Hydroelastic analysis of surface piercing hydrofoil during initial water entry phase

Abstract

In the current paper, numerical simulations of Fluid Structure Interaction (FSI) of a SP (Surface Piercing) hydrofoil are conducted in order to study the influence of elasticity on the initial water entry ventilation. Using ANSYS multi physics solvers, two-way FSI analyses are conducted by the implicit coupling of URANS (Unsteady Reynolds Averaged Navier-Stokes) equations with a finite-element method. Numerical results are validated by the well-known rigid and elastic wedge water entry problems. Subsequently, computational results are presented for ranges of different velocity ratios (0.38, 0.64) and elasticity factor [0,4]. Similar to the Surface Piercing Propeller (SPP), performance curves of a wedge water entry are defined.

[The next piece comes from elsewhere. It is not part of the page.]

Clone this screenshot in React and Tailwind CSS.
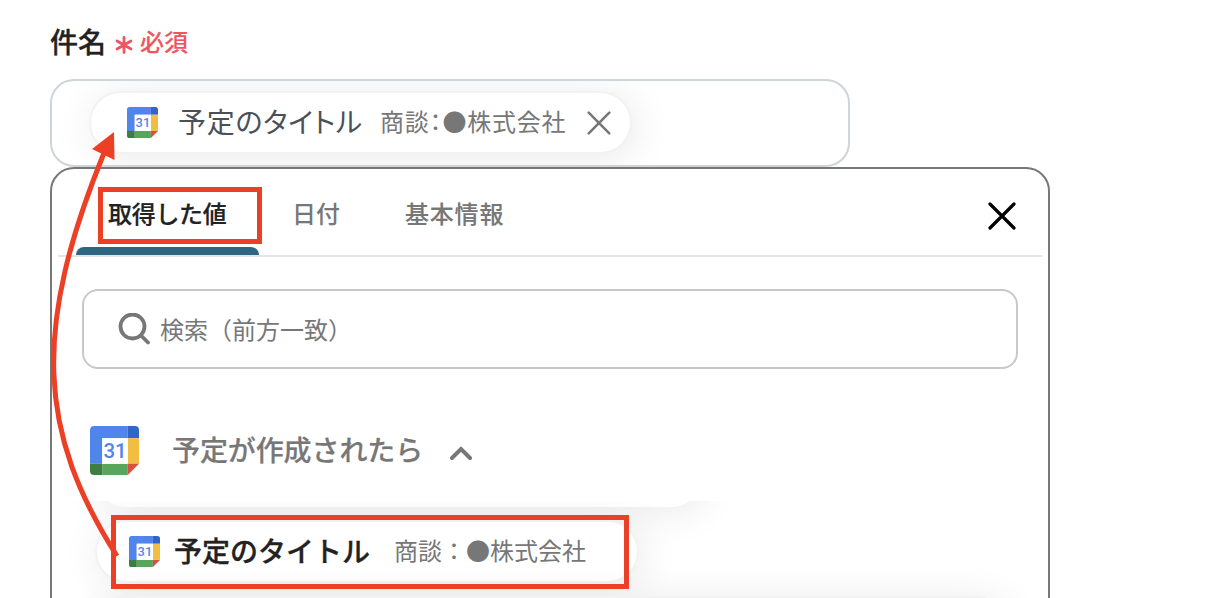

The obtained similar trend of propeller and wedge performance curves in fully ventilated, transition, and partially cavitated operation modes shows that the adopted approach (2D-study) can be appropriate for future related studies. FSI simulation results indicate that structural deformation can highly affect the location of transition point and shift it toward the fully ventilated part at high Froude number and elasticity factor. The overall efficiency loss due to the increase of foil elasticity is observed, and overshoot time of the foil deformation related to the variation of Froude number and elasticity factor is evaluated.